- **Short task**
Quote the entries word for word. Omit the pictures.

============================================================

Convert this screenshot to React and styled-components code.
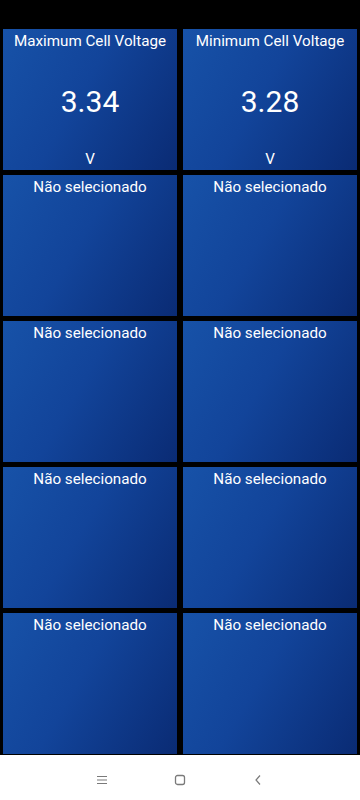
import React from 'react';
import styled, { createGlobalStyle } from 'styled-components';

const GlobalStyle = createGlobalStyle`
  html, body {
    margin: 0;
    padding: 0;
    background: #000;
  }
  body {
    font-family: Roboto, "Noto Sans", "Liberation Sans", sans-serif;
  }
`;

const Screen = styled.div`
  width: 360px;
  height: 800px;
  display: flex;
  flex-direction: column;
  background: #000;
`;

const StatusBar = styled.div`
  height: 29px;
  flex-shrink: 0;
`;

const Grid = styled.div`
  display: grid;
  grid-template-columns: 174px 174px;
  grid-auto-rows: 141px;
  column-gap: 6px;
  row-gap: 5px;
  padding: 0 3px;
`;

const Tile = styled.div`
  display: flex;
  flex-direction: column;
  align-items: center;
  color: #fff;
  background: linear-gradient(120deg, #1752a8 0%, #12449a 45%, #0a2b74 100%);
  box-sizing: border-box;
  padding: 2px 4px 1px;
`;

const Title = styled.div`
  font-size: 15.2px;
  line-height: 20px;
  white-space: nowrap;
`;

const Value = styled.div`
  flex: 1;
  display: flex;
  align-items: center;
  font-size: 30px;
  padding-top: 2px;
`;

const Unit = styled.div`
  font-size: 15.2px;
  line-height: 20px;
`;

const NavBar = styled.div`
  margin-top: auto;
  height: 45px;
  background: #fff;
  display: flex;
  align-items: center;
  justify-content: center;
  padding-top: 4px;
  box-sizing: border-box;
`;

const NavButton = styled.div`
  width: 78px;
  display: flex;
  justify-content: center;
  align-items: center;
`;

const tiles = [
  { title: 'Maximum Cell Voltage', value: '3.34', unit: 'V' },
  { title: 'Minimum Cell Voltage', value: '3.28', unit: 'V' },
  ...Array.from({ length: 8 }, () => ({ title: 'Não selecionado' })),
];

export default function App() {
  return (
    <Screen>
      <GlobalStyle />
      <StatusBar />
      <Grid>
        {tiles.map((t, i) => (
          <Tile key={i}>
            <Title>{t.title}</Title>
            {t.value && <Value>{t.value}</Value>}
            {t.unit && <Unit>{t.unit}</Unit>}
          </Tile>
        ))}
      </Grid>
      <NavBar>
        <NavButton>
          <svg width="12" height="10" viewBox="0 0 12 10">
            <path d="M1 1.5h10M1 5h10M1 8.5h10" stroke="#7a7a7a" strokeWidth="1.2" />
          </svg>
        </NavButton>
        <NavButton>
          <svg width="12" height="12" viewBox="0 0 12 12">
            <rect x="1.5" y="1.5" width="9" height="9" rx="2" fill="none" stroke="#7a7a7a" strokeWidth="1.3" />
          </svg>
        </NavButton>
        <NavButton>
          <svg width="10" height="12" viewBox="0 0 10 12">
            <path d="M7 1.5L3 6l4 4.5" fill="none" stroke="#7a7a7a" strokeWidth="1.2" />
          </svg>
        </NavButton>
      </NavBar>
    </Screen>
  );
}
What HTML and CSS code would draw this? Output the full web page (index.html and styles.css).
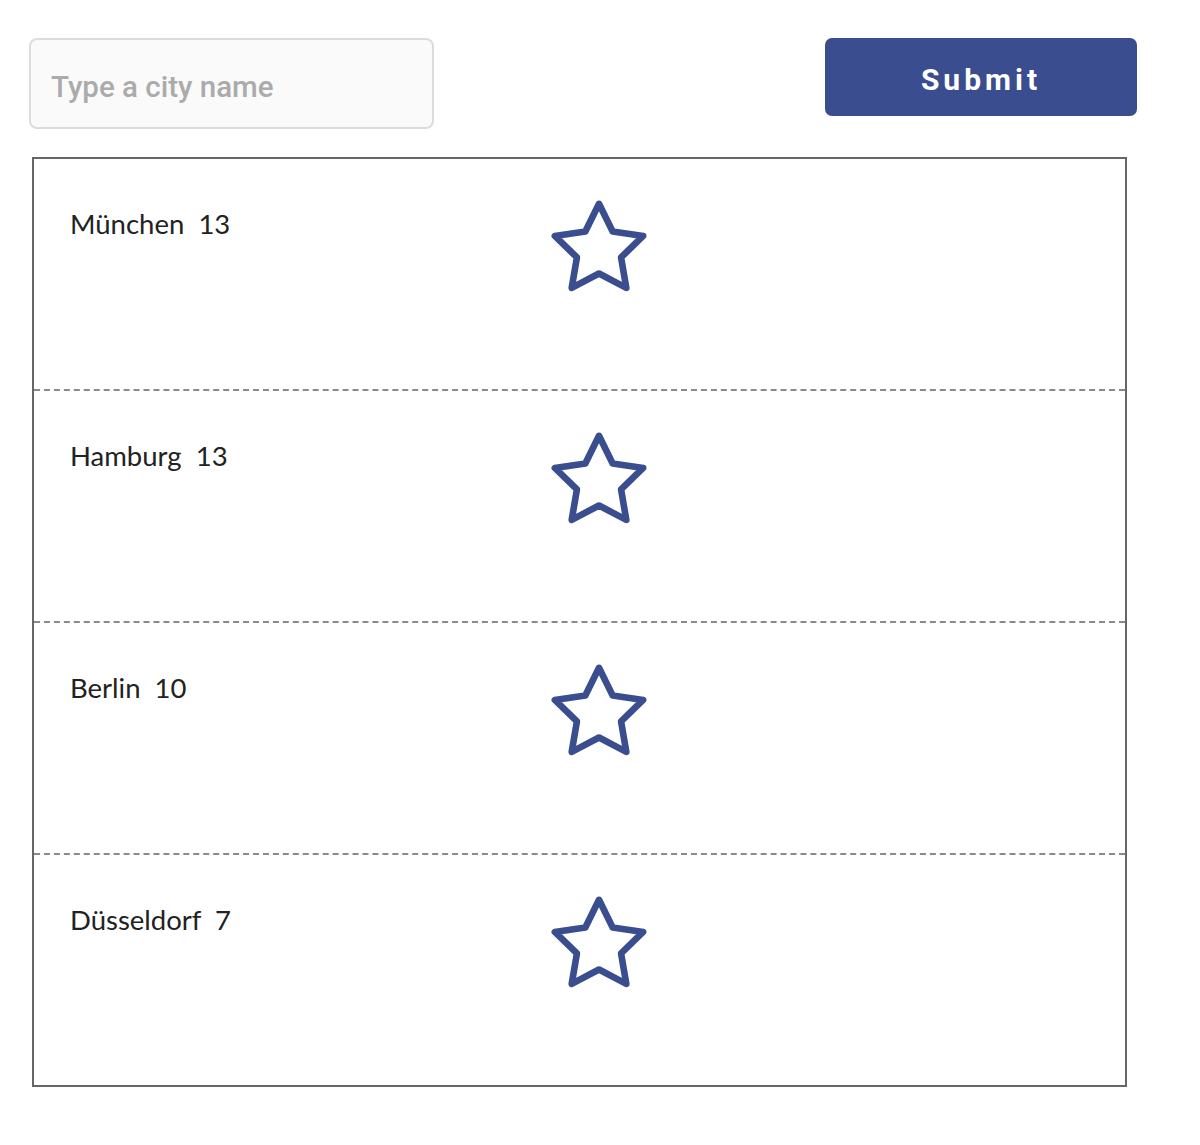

============================================================

- **Task solution**
Convert this screenshot to React and styled-components code.
import React from 'react';
import styled, { createGlobalStyle } from 'styled-components';

const GlobalStyle = createGlobalStyle`
  html, body {
    margin: 0;
    padding: 0;
    background: #000;
  }
  body {
    font-family: Roboto, "Noto Sans", "Liberation Sans", sans-serif;
  }
`;

const Screen = styled.div`
  width: 360px;
  height: 800px;
  display: flex;
  flex-direction: column;
  background: #000;
`;

const StatusBar = styled.div`
  height: 29px;
  flex-shrink: 0;
`;

const Grid = styled.div`
  display: grid;
  grid-template-columns: 174px 174px;
  grid-auto-rows: 141px;
  column-gap: 6px;
  row-gap: 5px;
  padding: 0 3px;
`;

const Tile = styled.div`
  display: flex;
  flex-direction: column;
  align-items: center;
  color: #fff;
  background: linear-gradient(120deg, #1752a8 0%, #12449a 45%, #0a2b74 100%);
  box-sizing: border-box;
  padding: 2px 4px 1px;
`;

const Title = styled.div`
  font-size: 15.2px;
  line-height: 20px;
  white-space: nowrap;
`;

const Value = styled.div`
  flex: 1;
  display: flex;
  align-items: center;
  font-size: 30px;
  padding-top: 2px;
`;

const Unit = styled.div`
  font-size: 15.2px;
  line-height: 20px;
`;

const NavBar = styled.div`
  margin-top: auto;
  height: 45px;
  background: #fff;
  display: flex;
  align-items: center;
  justify-content: center;
  padding-top: 4px;
  box-sizing: border-box;
`;

const NavButton = styled.div`
  width: 78px;
  display: flex;
  justify-content: center;
  align-items: center;
`;

const tiles = [
  { title: 'Maximum Cell Voltage', value: '3.34', unit: 'V' },
  { title: 'Minimum Cell Voltage', value: '3.28', unit: 'V' },
  ...Array.from({ length: 8 }, () => ({ title: 'Não selecionado' })),
];

export default function App() {
  return (
    <Screen>
      <GlobalStyle />
      <StatusBar />
      <Grid>
        {tiles.map((t, i) => (
          <Tile key={i}>
            <Title>{t.title}</Title>
            {t.value && <Value>{t.value}</Value>}
            {t.unit && <Unit>{t.unit}</Unit>}
          </Tile>
        ))}
      </Grid>
      <NavBar>
        <NavButton>
          <svg width="12" height="10" viewBox="0 0 12 10">
            <path d="M1 1.5h10M1 5h10M1 8.5h10" stroke="#7a7a7a" strokeWidth="1.2" />
          </svg>
        </NavButton>
        <NavButton>
          <svg width="12" height="12" viewBox="0 0 12 12">
            <rect x="1.5" y="1.5" width="9" height="9" rx="2" fill="none" stroke="#7a7a7a" strokeWidth="1.3" />
          </svg>
        </NavButton>
        <NavButton>
          <svg width="10" height="12" viewBox="0 0 10 12">
            <path d="M7 1.5L3 6l4 4.5" fill="none" stroke="#7a7a7a" strokeWidth="1.2" />
          </svg>
        </NavButton>
      </NavBar>
    </Screen>
  );
}
What HTML and CSS code would draw this? Output the full web page (index.html and styles.css).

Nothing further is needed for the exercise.